The earliest baseball mention of a “southpaw”—as found by Tom Shieber, senior curator at the National Baseball Hall of Fame—appeared in the New York Atlas in 1858, but in reference to a left-handed first baseman, not a pitcher. Boston Globe baseball writer and former ballplayer Tim Murnane also recalled in a 1908 edition of Arizona’s Bisbee Daily Review that a St. Louis newspaper had called him a “southpaw” in 1875 because he was a left-handed batter. Murnane adopted the term in describing pitchers “simply because they were left-handed, and not because they pitched the ball towards the sunny south on certain grounds.”
As Murnane pointed out, numerous big-league stadiums were not oriented with the pitcher facing west. That was not the case, though, with Chicago’s West Side Park, and it’s theorized that Chicago News sportswriter and humorist Finley Peter Dunne or the Chicago Herald’s Charles Seymour made the geographic connection by calling left-handed hurlers “southpaws” in the 1880s.

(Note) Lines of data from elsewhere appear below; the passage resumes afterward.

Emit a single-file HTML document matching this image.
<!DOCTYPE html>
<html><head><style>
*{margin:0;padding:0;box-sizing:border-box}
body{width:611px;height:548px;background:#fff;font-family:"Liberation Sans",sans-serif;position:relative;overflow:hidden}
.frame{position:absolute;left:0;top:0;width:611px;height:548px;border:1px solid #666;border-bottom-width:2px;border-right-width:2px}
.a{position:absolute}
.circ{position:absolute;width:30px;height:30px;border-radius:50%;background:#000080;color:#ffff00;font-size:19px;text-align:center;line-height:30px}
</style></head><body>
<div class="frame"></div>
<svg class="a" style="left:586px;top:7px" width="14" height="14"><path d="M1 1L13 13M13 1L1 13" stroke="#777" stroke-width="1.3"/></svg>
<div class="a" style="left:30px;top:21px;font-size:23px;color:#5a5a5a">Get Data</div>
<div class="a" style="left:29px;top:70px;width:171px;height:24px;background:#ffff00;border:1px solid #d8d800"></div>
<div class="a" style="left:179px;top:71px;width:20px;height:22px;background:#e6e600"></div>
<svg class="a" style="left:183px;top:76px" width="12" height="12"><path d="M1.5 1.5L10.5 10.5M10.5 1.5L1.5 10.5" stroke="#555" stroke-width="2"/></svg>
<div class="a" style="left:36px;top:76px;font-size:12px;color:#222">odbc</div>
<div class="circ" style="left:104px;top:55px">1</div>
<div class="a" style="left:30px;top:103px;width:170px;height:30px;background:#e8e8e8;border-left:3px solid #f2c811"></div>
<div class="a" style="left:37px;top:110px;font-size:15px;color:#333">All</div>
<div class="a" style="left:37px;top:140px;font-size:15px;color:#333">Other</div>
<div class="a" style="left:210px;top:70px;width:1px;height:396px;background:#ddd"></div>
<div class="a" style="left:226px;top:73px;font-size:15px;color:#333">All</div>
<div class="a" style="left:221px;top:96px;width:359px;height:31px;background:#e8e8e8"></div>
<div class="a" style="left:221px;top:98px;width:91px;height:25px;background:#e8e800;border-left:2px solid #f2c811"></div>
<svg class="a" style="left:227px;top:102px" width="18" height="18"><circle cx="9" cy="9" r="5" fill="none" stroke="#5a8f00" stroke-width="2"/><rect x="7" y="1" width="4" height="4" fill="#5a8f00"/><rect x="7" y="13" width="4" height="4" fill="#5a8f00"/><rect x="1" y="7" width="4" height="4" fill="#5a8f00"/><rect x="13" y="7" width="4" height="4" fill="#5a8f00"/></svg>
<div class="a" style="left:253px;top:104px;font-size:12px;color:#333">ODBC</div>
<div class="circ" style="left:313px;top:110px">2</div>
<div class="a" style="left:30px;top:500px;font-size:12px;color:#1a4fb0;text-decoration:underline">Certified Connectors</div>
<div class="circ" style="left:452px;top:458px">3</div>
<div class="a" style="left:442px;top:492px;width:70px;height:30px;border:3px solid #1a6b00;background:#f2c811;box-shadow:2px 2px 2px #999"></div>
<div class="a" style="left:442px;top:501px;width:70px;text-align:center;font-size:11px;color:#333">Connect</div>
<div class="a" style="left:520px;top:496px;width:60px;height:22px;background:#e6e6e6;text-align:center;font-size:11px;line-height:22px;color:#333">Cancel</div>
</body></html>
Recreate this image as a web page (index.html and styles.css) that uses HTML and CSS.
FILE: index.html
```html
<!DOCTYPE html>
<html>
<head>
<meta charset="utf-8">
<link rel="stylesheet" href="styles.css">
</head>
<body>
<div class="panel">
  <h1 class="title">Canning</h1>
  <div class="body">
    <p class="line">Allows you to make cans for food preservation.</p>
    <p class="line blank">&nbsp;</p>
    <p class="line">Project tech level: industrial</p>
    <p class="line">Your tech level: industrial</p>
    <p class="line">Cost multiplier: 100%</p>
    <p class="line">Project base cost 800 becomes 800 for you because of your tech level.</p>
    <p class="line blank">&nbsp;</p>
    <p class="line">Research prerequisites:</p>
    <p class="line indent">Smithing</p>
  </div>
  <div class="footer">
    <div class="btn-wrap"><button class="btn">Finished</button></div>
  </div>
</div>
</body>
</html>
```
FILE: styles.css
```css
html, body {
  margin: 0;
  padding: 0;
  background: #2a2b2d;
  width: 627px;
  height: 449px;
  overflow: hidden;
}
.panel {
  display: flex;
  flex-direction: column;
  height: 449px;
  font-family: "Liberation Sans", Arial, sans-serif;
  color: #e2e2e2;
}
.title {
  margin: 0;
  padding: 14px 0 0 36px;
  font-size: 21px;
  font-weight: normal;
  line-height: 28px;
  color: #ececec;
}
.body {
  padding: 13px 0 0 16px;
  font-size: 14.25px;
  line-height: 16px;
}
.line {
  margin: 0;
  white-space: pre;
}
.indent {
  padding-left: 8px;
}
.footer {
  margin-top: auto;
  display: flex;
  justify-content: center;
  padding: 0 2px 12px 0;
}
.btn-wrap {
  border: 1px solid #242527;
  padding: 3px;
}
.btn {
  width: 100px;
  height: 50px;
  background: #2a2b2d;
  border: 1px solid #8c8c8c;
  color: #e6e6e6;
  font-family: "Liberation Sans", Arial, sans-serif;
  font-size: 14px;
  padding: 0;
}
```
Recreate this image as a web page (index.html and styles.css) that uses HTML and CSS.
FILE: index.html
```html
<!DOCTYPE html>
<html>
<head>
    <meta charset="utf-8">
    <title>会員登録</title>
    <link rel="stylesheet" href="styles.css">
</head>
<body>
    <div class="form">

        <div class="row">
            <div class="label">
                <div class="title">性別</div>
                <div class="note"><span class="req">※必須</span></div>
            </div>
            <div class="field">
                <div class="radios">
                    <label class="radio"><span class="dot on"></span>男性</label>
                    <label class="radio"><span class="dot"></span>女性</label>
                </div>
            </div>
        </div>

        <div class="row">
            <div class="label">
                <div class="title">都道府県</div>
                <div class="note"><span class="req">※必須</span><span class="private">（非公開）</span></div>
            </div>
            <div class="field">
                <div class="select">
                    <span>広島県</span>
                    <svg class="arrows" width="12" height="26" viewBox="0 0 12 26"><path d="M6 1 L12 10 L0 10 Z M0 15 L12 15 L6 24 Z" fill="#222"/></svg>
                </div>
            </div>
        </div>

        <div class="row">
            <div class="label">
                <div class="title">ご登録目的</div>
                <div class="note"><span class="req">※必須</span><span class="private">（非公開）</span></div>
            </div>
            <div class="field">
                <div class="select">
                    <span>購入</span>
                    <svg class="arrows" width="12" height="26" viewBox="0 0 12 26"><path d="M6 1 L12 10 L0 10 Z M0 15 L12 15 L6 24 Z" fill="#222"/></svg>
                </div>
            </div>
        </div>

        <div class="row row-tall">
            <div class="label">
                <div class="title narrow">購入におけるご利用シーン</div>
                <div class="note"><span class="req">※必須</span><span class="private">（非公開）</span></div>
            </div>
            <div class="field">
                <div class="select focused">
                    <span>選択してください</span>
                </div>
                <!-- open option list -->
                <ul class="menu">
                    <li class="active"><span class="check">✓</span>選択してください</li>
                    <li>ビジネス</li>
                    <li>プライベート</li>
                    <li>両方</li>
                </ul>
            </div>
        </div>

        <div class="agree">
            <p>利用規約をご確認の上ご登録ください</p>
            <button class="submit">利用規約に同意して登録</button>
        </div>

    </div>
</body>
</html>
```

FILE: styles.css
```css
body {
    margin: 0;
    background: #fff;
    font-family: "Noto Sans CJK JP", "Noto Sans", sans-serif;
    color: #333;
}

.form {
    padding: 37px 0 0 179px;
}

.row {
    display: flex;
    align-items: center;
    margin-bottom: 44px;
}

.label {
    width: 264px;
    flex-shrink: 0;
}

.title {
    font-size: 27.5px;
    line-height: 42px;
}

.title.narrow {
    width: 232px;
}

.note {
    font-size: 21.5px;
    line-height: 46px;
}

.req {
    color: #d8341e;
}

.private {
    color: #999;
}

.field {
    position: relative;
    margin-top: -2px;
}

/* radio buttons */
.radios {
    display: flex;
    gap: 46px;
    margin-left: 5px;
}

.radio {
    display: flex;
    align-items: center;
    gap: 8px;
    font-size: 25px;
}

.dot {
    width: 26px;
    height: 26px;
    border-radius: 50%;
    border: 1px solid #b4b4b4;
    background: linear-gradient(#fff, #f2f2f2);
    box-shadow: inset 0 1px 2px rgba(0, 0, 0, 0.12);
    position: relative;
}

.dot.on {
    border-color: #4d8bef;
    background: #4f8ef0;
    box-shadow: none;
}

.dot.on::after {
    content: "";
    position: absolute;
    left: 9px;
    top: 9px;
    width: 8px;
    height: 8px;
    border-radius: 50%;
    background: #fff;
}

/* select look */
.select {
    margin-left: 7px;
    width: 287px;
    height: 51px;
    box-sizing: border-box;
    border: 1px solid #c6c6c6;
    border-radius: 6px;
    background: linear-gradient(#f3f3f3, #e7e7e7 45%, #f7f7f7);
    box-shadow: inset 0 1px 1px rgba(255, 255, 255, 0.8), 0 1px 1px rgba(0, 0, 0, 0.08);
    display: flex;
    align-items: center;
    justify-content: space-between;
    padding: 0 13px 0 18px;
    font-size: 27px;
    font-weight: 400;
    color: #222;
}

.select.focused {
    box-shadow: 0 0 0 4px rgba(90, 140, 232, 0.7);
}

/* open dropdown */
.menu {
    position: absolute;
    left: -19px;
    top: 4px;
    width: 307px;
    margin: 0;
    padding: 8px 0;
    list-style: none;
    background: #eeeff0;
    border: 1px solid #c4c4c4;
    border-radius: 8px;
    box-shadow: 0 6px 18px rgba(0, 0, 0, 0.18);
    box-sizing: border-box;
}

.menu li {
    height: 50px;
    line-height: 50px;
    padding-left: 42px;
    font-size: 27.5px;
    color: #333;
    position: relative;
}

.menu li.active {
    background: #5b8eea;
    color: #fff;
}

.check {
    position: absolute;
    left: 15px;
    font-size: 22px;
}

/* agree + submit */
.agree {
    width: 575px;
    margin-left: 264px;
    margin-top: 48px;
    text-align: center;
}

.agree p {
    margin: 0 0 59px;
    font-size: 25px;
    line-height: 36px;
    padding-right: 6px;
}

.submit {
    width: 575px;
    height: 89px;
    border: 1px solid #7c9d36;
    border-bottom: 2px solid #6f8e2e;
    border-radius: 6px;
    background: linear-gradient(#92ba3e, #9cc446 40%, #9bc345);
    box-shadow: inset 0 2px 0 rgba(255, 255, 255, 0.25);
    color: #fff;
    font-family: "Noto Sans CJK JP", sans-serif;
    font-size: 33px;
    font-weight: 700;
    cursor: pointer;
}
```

John Thorn, Major League Baseball’s official historian, told Wall Street Journal language columnist Ben Zimmer that he believes the term for lefties likely originated with a wholly different sport—boxing. In its coverage of an 1860 bare-knuckle prizefight, the New York Herald reported that left-hander David Woods “planted his ‘south paw’ under [his opponent’s] chin, laying him out as flat as a pancake” in the ninth round. Even earlier, an 1848 political cartoon depicted Whig vice presidential candidate—and future president—Millard Fillmore lying battered on the ground after being punched by the left hand of Democratic presidential candidate Lewis Cass and lamenting, “Curse the Old hoss wot a south paw he has given me!” The Whig ticket of Zachary Taylor and Fillmore, however, ultimately delivered the knockout punch at the ballot box that fall by defeating Cass for the White House.